The Atlantic Magazine Exposes Massive FBI Operation
A major piece in The Atlantic Magazine, by Joshua Clark Davis, has exposed the FBI’s operations against Black and African-American bookstores. Launched in 1968 by J. Edgar Hoover, the still mainly secret program sent out squads of Feds to snoop on Black-owned book shops, to find out how “extremist” they were. To read this entire story CLICK HERE.
The FBI played dirty tricks on the Black Panthers and other Black Power groups. Hoover sent his men to infiltrate the various groups, One particular book, by Earl Anthony, called “Spitting in the Wind” tells the story of how the FBI blackmailed him to be an informant, and supplied him with drugs (marijuana) instead of pay. His job was to spy on the Bllack Panthers.

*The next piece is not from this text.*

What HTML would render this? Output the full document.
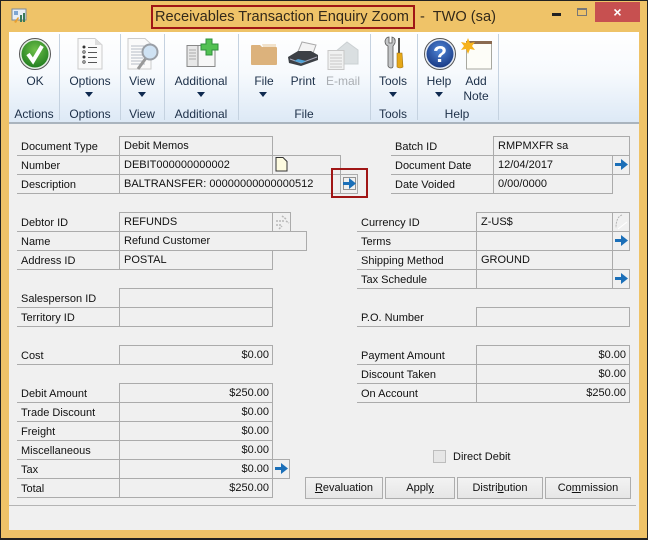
<!DOCTYPE html>
<html><head><meta charset="utf-8">
<style>
html,body{margin:0;padding:0}
body{width:648px;height:540px;overflow:hidden;position:relative;background:#efc368;font-family:"Liberation Sans",sans-serif;font-size:11px;color:#111}
div{box-sizing:border-box}
.a,.b,.l,.t,.g,.v,.r,.k{position:absolute;white-space:nowrap}
.b{border:1px solid #ababab;height:20px;padding:1px 0 0 4px;line-height:17px;overflow:hidden}
.b.r2{text-align:right;padding:1px 3px 0 0}
.l{border-bottom:1px solid #ababab;height:20px;padding-left:4px;line-height:22px}
.t{font-size:12px;color:#1c2f48;text-align:center;transform:translateX(-50%)}
.v{width:1px;background:#c5d2e0;top:34px;height:86px}
.k{width:0;height:0;border-left:4px solid transparent;border-right:4px solid transparent;border-top:5px solid #0f2a50;top:92px;margin-left:-4px}
.btn{position:absolute;top:477px;height:22px;border:1px solid #adadad;background:linear-gradient(#f3f3f3,#e6e6e6);text-align:center;line-height:20px;font-size:11px}
svg{position:absolute;overflow:visible}
</style></head><body>
<div class="a" style="left:0;top:0;width:648px;height:540px;border:1px solid #222;border-width:1px 1px 2px 1px"></div>
<svg style="left:11px;top:8px" width="16" height="16"><rect x="1" y="1" width="14" height="11" fill="#e8eef5" stroke="#7a8a9a"/><rect x="3" y="3" width="4" height="4" fill="#7ea5d0"/><path d="M9 14V7h2v7zM12 14V5h2v9z" fill="#3a7a5a"/><path d="M3 14l4-5 1 1-3 5z" fill="#e8a030"/></svg>
<div class="a" style="left:151px;top:5px;width:264px;height:24px;border:2px solid #a01616"></div>
<div class="a" style="left:155px;top:7px;font-size:14.6px;line-height:20px;color:#33291a">Receivables Transaction Enquiry Zoom</div>
<div class="a" style="left:420px;top:7px;font-size:14.6px;line-height:20px;color:#33291a;white-space:pre">-  TWO (sa)</div>
<div class="a" style="left:552px;top:13px;width:9px;height:3px;background:#222"></div>
<div class="a" style="left:577px;top:8px;width:10px;height:8px;border:1px solid #777;border-top-width:2px"></div>
<div class="a" style="left:595px;top:2px;width:45px;height:20px;background:#c75050;color:#fff;text-align:center;font-size:14px;line-height:20px;font-weight:bold">×</div>

<div class="a" style="left:9px;top:32px;width:630px;height:498px;background:#f0f0f0"></div>
<div class="a" style="left:9px;top:32px;width:630px;height:92px;background:linear-gradient(#fff 0%,#f7fafd 45%,#dde9f6 100%);border-bottom:2px solid #aab4be"></div>
<div class="v" style="left:59px"></div><div class="v" style="left:120px"></div><div class="v" style="left:164px"></div><div class="v" style="left:238px"></div><div class="v" style="left:370px"></div><div class="v" style="left:417px"></div><div class="v" style="left:498px"></div>

<!-- OK -->
<svg style="left:19px;top:38px" width="32" height="32" viewBox="0 0 32 32"><defs><radialGradient id="gr" cx=".5" cy=".35" r=".7"><stop offset="0" stop-color="#6fc04a"/><stop offset="1" stop-color="#1d7a1d"/></radialGradient><radialGradient id="bl" cx=".5" cy=".35" r=".7"><stop offset="0" stop-color="#4f86d8"/><stop offset="1" stop-color="#16357f"/></radialGradient></defs><circle cx="16" cy="16" r="15.500" fill="#e6efe6" stroke="#555"/><circle cx="16" cy="16" r="13.500" fill="url(#gr)"/><path d="M9 16l5 7 9-15" fill="none" stroke="#fff" stroke-width="4"/></svg>
<!-- Options -->
<svg style="left:77px;top:38px" width="26" height="32"><path d="M1 .5H18L25 7V31H1z" fill="#fafafa" stroke="#ccc"/><path d="M18 .5V7H25z" fill="#ddd"/><g fill="#333"><circle cx="7" cy="9" r="1.500"/><circle cx="7" cy="19" r="1.500"/></g><g fill="none" stroke="#555"><circle cx="7" cy="14" r="1.200"/><circle cx="7" cy="24" r="1.200"/><path d="M11 9.500h9M11 14.500h9M11 19.500h9M11 24.500h9"/></g></svg>
<!-- View -->
<svg style="left:127px;top:38px" width="32" height="32"><path d="M1 .5H18L24 6V31H1z" fill="#fafafa" stroke="#ccc"/><path d="M4 8h14M4 11h14M4 14h12M4 17h12M4 20h12M4 23h14M4 26h14" stroke="#b5bcc6"/><path d="M19 20L11 31" stroke="#999" stroke-width="3"/><circle cx="23" cy="14" r="7.500" fill="#cfe2f3" stroke="#9a9fa6" stroke-width="2"/></svg>
<!-- Additional -->
<svg style="left:186px;top:38px" width="33" height="30"><rect x="1" y="7.500" width="28" height="21" fill="#f7f7f7" stroke="#888"/><rect x="1" y="7.500" width="11" height="21" fill="#e8e8e8" stroke="#888"/><path d="M3 12h7M3 15h7M3 18h7M3 21h7" stroke="#aaa"/><path d="M20 1h6v5h6v6h-6v5h-6v-5h-5V6h5z" fill="#52c152" stroke="#2f8f3c"/></svg>
<!-- folder -->
<svg style="left:250px;top:42px" width="28" height="24"><path d="M1 4Q1 3 2 3H10L12 5H26Q27 5 27 6V22Q27 23 26 23H2Q1 23 1 22z" fill="#dcb27c"/><path d="M12 2H26V5H13z" fill="#f1e2cb"/></svg>
<!-- printer -->
<svg style="left:287px;top:40px" width="32" height="28"><path d="M10 14L15 2 29 5 25 16z" fill="#f3f3f3" stroke="#aaa"/><path d="M1 17L11 11H24L31 15V20L14 26 2 23z" fill="#3c4046"/><path d="M3 19L14 23 30 17" stroke="#aab" fill="none"/><path d="M7 21l8 2 4-2-8-2z" fill="#4fa3d8"/></svg>
<!-- email -->
<svg style="left:327px;top:38px" width="32" height="32"><path d="M8 14L20 4 31 12V26H8z" fill="#dadfe1" stroke="#cbd0d2"/><rect x="1" y="12.500" width="16" height="19" fill="#f0f1f1" stroke="#c8c8c8"/><path d="M3 17h12M3 20h12M3 23h12M3 26h12M3 29h12" stroke="#c8c8c8"/></svg>
<!-- tools -->
<svg style="left:384px;top:37px" width="22" height="33"><path d="M1 4Q2 0 5 0V6H8V0Q12 1 11 6Q10 8 9 9V29Q9 31 7 31T4 29V9Q1 8 1 4z" fill="#c4c6c8" stroke="#555" stroke-width=".8"/><rect x="14" y="1" width="2" height="15" fill="#555"/><path d="M13 16h5l1 14q-3 2-6 0z" fill="#e6a818" stroke="#a07010" stroke-width=".6"/></svg>
<!-- help -->
<svg style="left:424px;top:38px" width="32" height="32"><circle cx="16" cy="16" r="15.500" fill="#e6ecf6" stroke="#555"/><circle cx="16" cy="16" r="13.500" fill="url(#bl)"/><text x="16" y="24" font-family="Liberation Sans" font-weight="bold" font-size="23" fill="#fff" text-anchor="middle">?</text></svg>
<!-- note -->
<svg style="left:460px;top:38px" width="33" height="33"><rect x="6.500" y="3.500" width="25" height="27.500" fill="#fdfdf8" stroke="#a8a8a0"/><rect x="6" y="3" width="26" height="3" fill="#8a6a50"/><path d="M8 0l2 5 5-1-3 4 3 4-5-1-2 5-2-5-5 1 3-4-3-4 5 1z" fill="#f6b21c"/></svg>

<div class="t" style="left:35px;top:74px">OK</div>
<div class="t" style="left:90px;top:74px">Options</div><div class="k" style="left:89px"></div>
<div class="t" style="left:142px;top:74px">View</div><div class="k" style="left:142px"></div>
<div class="t" style="left:201px;top:74px">Additional</div><div class="k" style="left:201px"></div>
<div class="t" style="left:264px;top:74px">File</div><div class="k" style="left:263px"></div>
<div class="t" style="left:303px;top:74px">Print</div>
<div class="t" style="left:343px;top:74px;color:#a9adb2">E-mail</div>
<div class="t" style="left:393px;top:74px">Tools</div><div class="k" style="left:393px"></div>
<div class="t" style="left:439px;top:74px">Help</div><div class="k" style="left:439px"></div>
<div class="t" style="left:476px;top:74px">Add</div><div class="t" style="left:476px;top:89px">Note</div>
<div class="t" style="left:34px;top:107px">Actions</div>
<div class="t" style="left:90px;top:107px">Options</div>
<div class="t" style="left:142px;top:107px">View</div>
<div class="t" style="left:201px;top:107px">Additional</div>
<div class="t" style="left:304px;top:107px">File</div>
<div class="t" style="left:393px;top:107px">Tools</div>
<div class="t" style="left:457px;top:107px">Help</div>

<!-- left labels -->
<div class="l" style="left:17px;top:136px;width:102px">Document Type</div>
<div class="l" style="left:17px;top:155px;width:102px">Number</div>
<div class="l" style="left:17px;top:174px;width:102px">Description</div>
<div class="l" style="left:17px;top:212px;width:102px">Debtor ID</div>
<div class="l" style="left:17px;top:231px;width:102px">Name</div>
<div class="l" style="left:17px;top:250px;width:102px">Address ID</div>
<div class="l" style="left:17px;top:288px;width:102px">Salesperson ID</div>
<div class="l" style="left:17px;top:307px;width:102px">Territory ID</div>
<div class="l" style="left:17px;top:345px;width:102px">Cost</div>
<div class="l" style="left:17px;top:383px;width:102px">Debit Amount</div>
<div class="l" style="left:17px;top:402px;width:102px">Trade Discount</div>
<div class="l" style="left:17px;top:421px;width:102px">Freight</div>
<div class="l" style="left:17px;top:440px;width:102px">Miscellaneous</div>
<div class="l" style="left:17px;top:459px;width:102px">Tax</div>
<div class="l" style="left:17px;top:478px;width:102px">Total</div>
<!-- left values -->
<div class="b" style="left:119px;top:136px;width:154px">Debit Memos</div>
<div class="b" style="left:119px;top:155px;width:222px">DEBIT000000000002</div>
<div class="b" style="left:119px;top:174px;width:222px">BALTRANSFER: 00000000000000512</div>
<div class="a" style="left:272px;top:155px;width:1px;height:20px;background:#ababab"></div>
<div class="b" style="left:340px;top:174px;width:18px"></div>
<div class="b" style="left:119px;top:212px;width:154px">REFUNDS</div>
<div class="b" style="left:272px;top:212px;width:19px"></div>
<div class="b" style="left:119px;top:231px;width:188px">Refund Customer</div>
<div class="b" style="left:119px;top:250px;width:154px">POSTAL</div>
<div class="b" style="left:119px;top:288px;width:154px"></div>
<div class="b" style="left:119px;top:307px;width:154px"></div>
<div class="b r2" style="left:119px;top:345px;width:154px">$0.00</div>
<div class="b r2" style="left:119px;top:383px;width:154px">$250.00</div>
<div class="b r2" style="left:119px;top:402px;width:154px">$0.00</div>
<div class="b r2" style="left:119px;top:421px;width:154px">$0.00</div>
<div class="b r2" style="left:119px;top:440px;width:154px">$0.00</div>
<div class="b r2" style="left:119px;top:459px;width:154px">$0.00</div>
<div class="b" style="left:272px;top:459px;width:18px"></div>
<div class="b r2" style="left:119px;top:478px;width:154px">$250.00</div>
<!-- note icon -->
<svg style="left:275px;top:157px" width="13" height="15"><path d="M1 .5H8L12 4.500V14H1z" fill="#fdfbe0" stroke="#333"/></svg>
<!-- lookup faint -->
<svg style="left:273px;top:213px" width="17" height="17"><path d="M3 8h8M3 12h6M9 3l4 3M6 16l3-3M13 8l3 2" stroke="#b8b8b8" stroke-width="1.500" stroke-dasharray="2 1" fill="none"/></svg>
<!-- right labels -->
<div class="l" style="left:391px;top:136px;width:102px">Batch ID</div>
<div class="l" style="left:391px;top:155px;width:102px">Document Date</div>
<div class="l" style="left:391px;top:174px;width:102px">Date Voided</div>
<div class="b" style="left:493px;top:136px;width:137px">RMPMXFR sa</div>
<div class="b" style="left:493px;top:155px;width:120px">12/04/2017</div>
<div class="b" style="left:612px;top:155px;width:18px"></div>
<div class="b" style="left:493px;top:174px;width:120px">0/00/0000</div>
<div class="l" style="left:357px;top:212px;width:119px">Currency ID</div>
<div class="l" style="left:357px;top:231px;width:119px">Terms</div>
<div class="l" style="left:357px;top:250px;width:119px">Shipping Method</div>
<div class="l" style="left:357px;top:269px;width:119px">Tax Schedule</div>
<div class="b" style="left:476px;top:212px;width:137px">Z-US$</div>
<div class="b" style="left:612px;top:212px;width:18px"></div>
<div class="b" style="left:476px;top:231px;width:137px"></div>
<div class="b" style="left:612px;top:231px;width:18px"></div>
<div class="b" style="left:476px;top:250px;width:137px">GROUND</div>
<div class="b" style="left:476px;top:269px;width:137px"></div>
<div class="b" style="left:612px;top:269px;width:18px"></div>
<div class="l" style="left:357px;top:307px;width:119px">P.O. Number</div>
<div class="b" style="left:476px;top:307px;width:154px"></div>
<div class="l" style="left:357px;top:345px;width:119px">Payment Amount</div>
<div class="l" style="left:357px;top:364px;width:119px">Discount Taken</div>
<div class="l" style="left:357px;top:383px;width:119px">On Account</div>
<div class="b r2" style="left:476px;top:345px;width:154px">$0.00</div>
<div class="b r2" style="left:476px;top:364px;width:154px">$0.00</div>
<div class="b r2" style="left:476px;top:383px;width:154px">$250.00</div>
<svg style="left:613px;top:213px" width="16" height="17"><path d="M9 2Q3 4 3 15" stroke="#b5b5b5" fill="none" stroke-dasharray="2 1"/><path d="M5 16l9-7" stroke="#fff"/></svg>
<!-- arrows -->
<svg width="0" height="0"><defs><path id="ar" d="M0 5H6V1L13 6.500 6 12V8H0z"/></defs></svg>
<svg style="left:615px;top:158px" width="14" height="14"><use href="#ar" fill="#1b6fb8"/></svg>
<svg style="left:615px;top:234px" width="14" height="14"><use href="#ar" fill="#1b6fb8"/></svg>
<svg style="left:615px;top:272px" width="14" height="14"><use href="#ar" fill="#1b6fb8"/></svg>
<svg style="left:275px;top:462px" width="14" height="14"><use href="#ar" fill="#1b6fb8"/></svg>
<svg style="left:343px;top:177px" width="14" height="14"><rect x="0.500" y="0.500" width="12" height="12" fill="none" stroke="#333" stroke-dasharray="1 1"/><use href="#ar" fill="#1b6fb8"/></svg>
<div class="a" style="left:331px;top:168px;width:37px;height:30px;border:2px solid #a01616"></div>
<!-- checkbox -->
<div class="a" style="left:433px;top:450px;width:13px;height:13px;border:1px solid #bdbdbd;background:#e6e6e6"></div>
<div class="a" style="left:453px;top:450px;line-height:14px;font-size:11px">Direct Debit</div>
<div class="btn" style="left:305px;width:78px"><u>R</u>evaluation</div>
<div class="btn" style="left:385px;width:70px">Appl<u>y</u></div>
<div class="btn" style="left:457px;width:86px">Distri<u>b</u>ution</div>
<div class="btn" style="left:545px;width:86px">Co<u>m</u>mission</div>
<div class="a" style="left:9px;top:505px;width:627px;height:1px;background:#b4b4b4"></div>
</body></html>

Mr. Anthony, in his book, also relates how the CIA. worked with the FBI to “turn” the Black Power movement to “Pan-Africanism”. The CIA wanted to re-focus attention of Black Americans from domestic problems and discrimination and push them to be involved in their African Heritage. This included recruiting young Black men to fight in various CIA sponsored secret wars in Africa. To this end, Mr. Anthony was sent to Africa to meet various leaders and provide information on the Pan-African movement. Meanwhile, at home in the US, Pan-Africanism was given a boost, with many festivals and events that diverted attention from the grinding poverty and cultural problems that were being addressed by The Black Panther Party and other domestic self-help organizations.
This book is fairly scarce, as the publisher was driven out of business by a lawsuit against another book they had published on the Robert F. Kennedy assassination.